When I’m getting clients prepared for their deposition, I typically have a meeting with them where I describe the deposition process, answer their questions about depositions, and then go over some deposition rules to help them get through the deposition.

The first rule is always “Tell the truth”.  And I explain that for the vast majority of my clients, telling the truth is not a problem  (if I have a client who will lie, that means I did a poor job in screening whether to take their case).  Instead, I warn them that our brains have ways of filling in holes of stories.  And soon, we remember things as truth that might not be accurate.  I warn them to be aware of this phenomenon and to remember when they’re testifying to only testify to what they know happened.

Driving to Houston for a recent deposition, I was listening to Malcolm Gladwell’s Revisionist History podcast.  In his episode “A Polite Word For Liar“, Gladwell explained this phenomenon better than I could ever hope to explain it.

Gladwell’s summary of the episode is as follows:

“An early morning raid, a house-full of Nazis, the world’s greatest harmonica player, and a dashingly handsome undercover spy.
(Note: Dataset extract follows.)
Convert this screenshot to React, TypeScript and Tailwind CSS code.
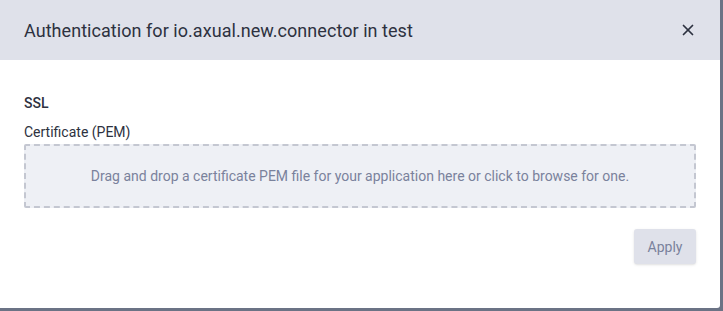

What could possibly go wrong?'”

One early morning in July of 1945, a group of Allied soldiers raided a rooming house full of Nazis in Munich. It ended in a ferocious gun battle. Or maybe this happened April of 1946. And maybe there weren’t Nazis in the house: maybe there were just some old women, knitting. And was there actually a gun battle? For the rest of their lives, two of the men who were there — a dashingly handsome undercover spy, and the world’s most famous harmonica player — argued about what really happened that night. This is part one of two episodes about memory, in which we try to get to the bottom of the mystery.

I won’t spoil the episode, but the premise of the episode is “Why can two people to an event have entirely different recollections of what happened?”  During it, Gladwell discusses the memory phenomena that I try to warn my clients about.

I’m going to start advising clients to listen to this before their depositions.  If you’re at all interested, I suggest you listen to this and the follow up episode, “Free Brian Williams“.  In that episode, Gladwell discusses newsman Brian Williams’s false recollection of an event as a reporter, which ended Williams’s career,  and asks the question, “Why do we insist that lapses in memory must also be lapses in character?”  Fascinating stuff.